Worship And The Local Church
May 17, 2007
Well, I meant to post this yesterday, but a late night Tuesday night and a field trip to "The little Smithsonian of the west" with my six-year-old’s kindergarten class means that blogging matters had to wait.
In the previous post I suggested that an element in establishing immersive worship is the recovery of the church calendar - rescuing it from the American cultural calendar. The comments migrated toward the next inevitable question: what might that look like in the local church?

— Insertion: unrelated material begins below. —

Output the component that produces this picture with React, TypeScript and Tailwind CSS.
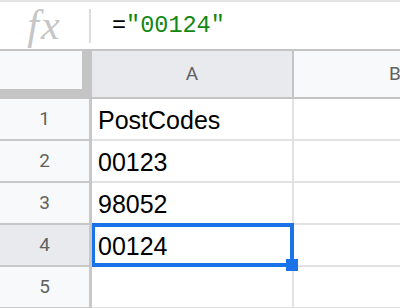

Let me simply list the things Fitch suggests in The Great Giveaway and then I’ll try to interact with those suggestions. For Fitch, immersive worship would include: 1) patterning worship after call and response. In other words, pattern worship in such a way that God’s call initiates and sustains worship rather than our activities (singing, praying, etc.) being what initiates and sustains worship. This is, according to Fitch, the Biblical pattern we see for worship (e.g. Exodus 15; 1 Chron. 16; Rev. 4-5). 2) Revive the church calendar. 3) Reinvigorate the Eucharist making it a central part of worship. 4) Use candles and other tactile symbols [how’s that, Doug? ;)]. 5) Use the visual arts. Utilize the power of the message viewed with the eyes as well as that heard with the ears. 6) Sing substantive music. Substantive does not necessarily mean "old," "hymn," or "of a traditional style." It means that the words have substance. They lead us to great thoughts of God. They speak a message that engages us at a deep level. It may be that we take a great old hymn and update it musically and/or contemporize it lyrically. 7) See the sanctuary as an art gallery. Employ visual depictions of the church season. Show the story along with telling it.
Fitch writes:
We evangelicals should visualize and ritualize our worship around tangible symbols that invite us out of our heads into the existence of God. We need to symbolize mystery and recognize his transcendence in ways science and modernity won’t let us. We need to touch, see, and remember the cross because it was and is real. We need to be invited into his drama with real things.
He is aware that to many this will sound Catholic. It is, without a doubt, a departure from the Free Church tradition. But the Free Church tradition struggles with being disconnected from the past and therefore uncertain in its present and future. What Fitch seeks is worship that is connected to its past, yet is at the same time flexible enough to speak evangelistically to the present and adapt to the future. Strict adherence to historical liturgical forms may very well lead to a dead traditionalism. However, we can maintain the historical substance of the liturgy of the church while adopting more current and relevant forms. I know this will sound anathema to Baptists. We generally pronounce it li-pfft-tur-blblpht-gy-plplbft. But I’m finding more and more especially among the younger crowd who are disenchanted with a faith that seems divorced from its past (meaning the ancient roots. For most Baptists "the past" means the 1950s, or if you’re lucky the 1850s). Reconnecting worship to what Robert Webber called "Ancient-Future" ways may well be an avenue for escaping the self-centered/consumer approach to worship.